Requirements:
Your task is to copy each line that has the word "html".

-- start of Recorded information --

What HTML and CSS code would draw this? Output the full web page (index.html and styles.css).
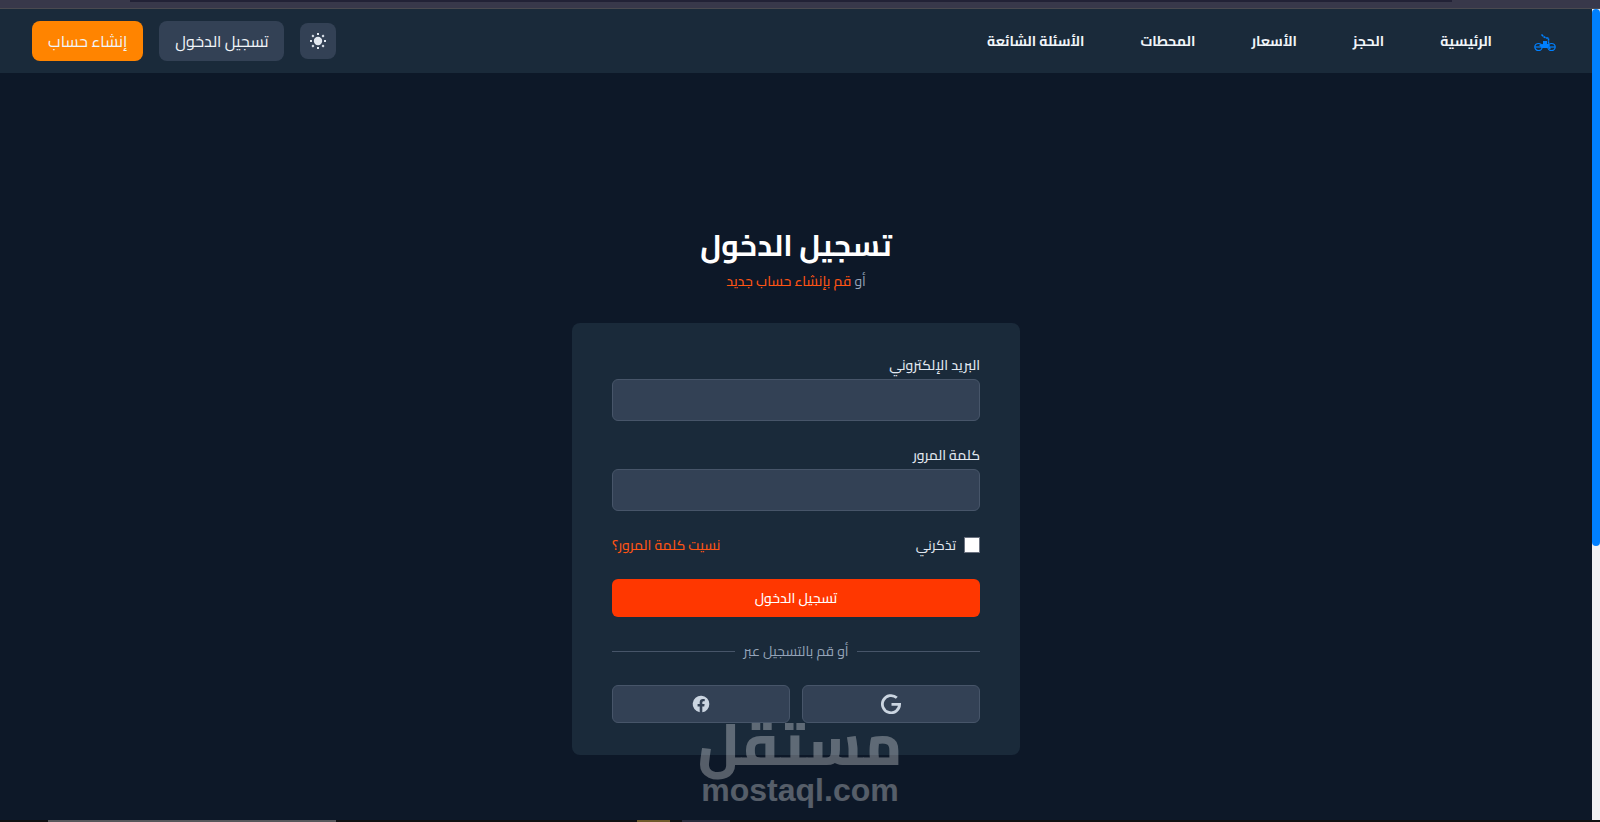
FILE: index.html
```
<!DOCTYPE html>
<html lang="ar" dir="rtl">
<head>
<meta charset="utf-8">
<title>تسجيل الدخول</title>
<link rel="stylesheet" href="styles.css">
</head>
<body>
<div class="window-top"><div class="address-bar"></div></div>
<div class="viewport">
  <div class="scroll-track"><div class="scroll-thumb"></div></div>
  <div class="app">
    <header class="header">
      <nav class="nav">
        <a class="logo" href="#" aria-label="الصفحة الرئيسية">
          <svg width="22" height="18" viewBox="0 0 22 18" fill="none" stroke="#0080ff">
            <ellipse cx="4.500" cy="13" rx="3.700" ry="3.500" stroke-width="1.200"/>
            <ellipse cx="17.500" cy="13" rx="3.700" ry="3.500" stroke-width="1.200"/>
            <path d="M1 13h20" stroke-width="1.200"/>
            <path d="M9 7h4v3h2l-1 4H8l-3-3 4-1z" fill="#0080ff" stroke="none"/>
            <path d="M7.500 .500l2.500 2.500 2 1h2.500v6l1.500 5" stroke-width="1.500" stroke-dasharray="2.400 .500"/>
          </svg>
        </a>
        <a class="nav-link" href="#">الرئيسية</a>
        <a class="nav-link" href="#">الحجز</a>
        <a class="nav-link" href="#">الأسعار</a>
        <a class="nav-link" href="#">المحطات</a>
        <a class="nav-link" href="#">الأسئلة الشائعة</a>
      </nav>
      <div class="actions">
        <button class="theme" type="button" aria-label="الوضع الفاتح">
          <svg width="16" height="16" viewBox="0 0 16 16" fill="#e2e8f0" stroke="#e2e8f0" stroke-width="2">
            <circle cx="8" cy="8" r="4.200" stroke="none"/>
            <path d="M8 0v2M8 14v2M0 8h2M14 8h2M2.200 2.200l1.500 1.500M12.300 12.300l1.500 1.500M13.800 2.200l-1.500 1.500M3.700 12.300l-1.500 1.500"/>
          </svg>
        </button>
        <button class="action" type="button">تسجيل الدخول</button>
        <button class="action action-signup" type="button">إنشاء حساب</button>
      </div>
    </header>
    <main class="main">
      <h1 class="title">تسجيل الدخول</h1>
      <p class="subtitle">أو <a class="accent" href="#">قم بإنشاء حساب جديد</a></p>
      <form class="card">
        <div class="field">
          <label for="email">البريد الإلكتروني</label>
          <input class="text-input" id="email" type="email">
        </div>
        <div class="field">
          <label for="password">كلمة المرور</label>
          <input class="text-input" id="password" type="password">
        </div>
        <div class="options">
          <div class="remember">
            <input class="check" id="remember" type="checkbox">
            <label for="remember">تذكرني</label>
          </div>
          <a class="accent" href="#">نسيت كلمة المرور؟</a>
        </div>
        <button class="submit" type="submit">تسجيل الدخول</button>
        <div class="divider"><span>أو قم بالتسجيل عبر</span></div>
        <div class="social">
          <button class="social-button" type="button" aria-label="Google">
            <svg width="20" height="20" viewBox="0 0 20 20" fill="none" stroke="#cbd5e1" stroke-width="2.800">
              <path d="M15.800 3.800A8.600 8.600 0 1 0 18.600 10.300H10.500"/>
            </svg>
          </button>
          <button class="social-button" type="button" aria-label="Facebook">
            <svg width="20" height="20" viewBox="0 0 24 24" fill="#cbd5e1">
              <path d="M22 12a10 10 0 1 0-11.560 9.880v-6.990H7.900V12h2.540V9.800c0-2.510 1.490-3.890 3.780-3.890 1.090 0 2.240.190 2.240.190v2.460H15.200c-1.240 0-1.630.770-1.630 1.560V12h2.770l-.440 2.890h-2.330v6.990A10 10 0 0 0 22 12z"/>
            </svg>
          </button>
        </div>
      </form>
    </main>
    <div class="watermark">
      <span class="watermark-name">مستقل</span>
      <span class="watermark-site" dir="ltr">mostaql.com</span>
    </div>
  </div>
</div>
<div class="window-bottom"><i class="task task-search"></i><i class="task task-folder"></i><i class="task task-app"></i></div>
</body>
</html>
```
FILE: styles.css
```
* { box-sizing: border-box; }
body {
  margin: 0;
  min-height: 100vh;
  display: flex;
  flex-direction: column;
  background: #0d1828;
  color: #e2e8f0;
  font-family: Cairo, "DejaVu Sans", sans-serif;
  font-size: 14px;
  line-height: 20px;
}
button, input { font: inherit; color: inherit; }
a { color: inherit; text-decoration: none; }
svg { display: block; }

.window-top {
  height: 9px;
  padding: 0 148px 0 130px;
  background: #38384a;
  border-bottom: 1px solid #4a4a50;
}
.address-bar { height: 2px; background: #222236; }
.viewport { flex: 1; display: flex; flex-direction: row; }
.scroll-track { width: 8px; background: #f1f1f3; }
.scroll-thumb { height: 72%; min-height: 537px; max-height: 537px; background: #0080ff; border-radius: 4px; }
.app { flex: 1; position: relative; }

.header {
  height: 64px;
  padding: 0 36px 0 32px;
  display: flex;
  align-items: center;
  justify-content: space-between;
  background: #1a2a3a;
}
.nav { display: flex; align-items: center; gap: 56px; }
.logo { margin-left: -14px; padding-top: 4px; }
.nav-link { font-weight: 700; color: #f1f5f9; }
.actions { display: flex; align-items: center; gap: 16px; }
.theme, .action { border: 0; border-radius: 8px; background: #334155; color: #f1f5f9; }
.theme { width: 36px; height: 36px; padding: 10px; }
.action { height: 40px; padding: 0 16px; font-size: 16px; }
.action-signup { background: #ff8400; }

.main {
  padding: 154px 16px 65px;
  display: flex;
  flex-direction: column;
  align-items: center;
}
.title { margin: 0 0 8px; font-size: 30px; line-height: 36px; font-weight: 700; color: #fff; }
.subtitle { margin: 0 0 32px; color: #94a3b8; }
.accent { font-weight: 500; color: #ff5414; }
.card {
  width: 100%;
  max-width: 448px;
  padding: 32px 40px;
  display: flex;
  flex-direction: column;
  gap: 24px;
  border-radius: 8px;
  background: #1a2a3a;
}
.field { display: flex; flex-direction: column; gap: 4px; font-weight: 500; }
.text-input, .social-button { border: 1px solid #475569; border-radius: 6px; background: #334155; }
.text-input { width: 100%; height: 42px; padding: 0 12px; }
.options, .remember { display: flex; align-items: center; }
.options { justify-content: space-between; }
.remember { gap: 8px; }
.check {
  appearance: none;
  width: 16px;
  height: 16px;
  margin: 0;
  border: 1px solid #6b7280;
  background: #fff;
}
.check:checked { background: #ff3700; }
.submit { height: 38px; border: 0; border-radius: 6px; background: #ff3700; color: #fff; font-weight: 500; }
.divider { display: flex; align-items: center; gap: 8px; color: #94a3b8; }
.divider::before, .divider::after { content: ""; flex: 1; height: 1px; background: #475569; }
.social { display: grid; grid-template-columns: 1fr 1fr; gap: 12px; }
.social-button { height: 38px; display: flex; align-items: center; justify-content: center; }

.watermark {
  position: absolute;
  right: 0;
  left: 8px;
  bottom: 14px;
  display: flex;
  flex-direction: column;
  align-items: center;
  color: #fff;
  opacity: .3;
  pointer-events: none;
}
.watermark-name { font-size: 58px; line-height: 60px; font-weight: 800; }
.watermark-site { font-family: "Liberation Sans", Arial, sans-serif; font-size: 32px; line-height: 32px; font-weight: 700; }

.window-bottom { height: 2px; display: flex; direction: ltr; padding-left: 48px; background: #101012; }
.task { height: 2px; }
.task-search { width: 288px; background: #58585c; }
.task-folder { width: 33px; margin-left: 301px; background: #6f5a2b; }
.task-app { width: 48px; margin-left: 12px; background: #2a2b3c; }
```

-- end of Recorded information --

The result:
What HTML and CSS code would draw this? Output the full web page (index.html and styles.css).
FILE: index.html
<!DOCTYPE html>
<html lang="ar" dir="rtl">
</html>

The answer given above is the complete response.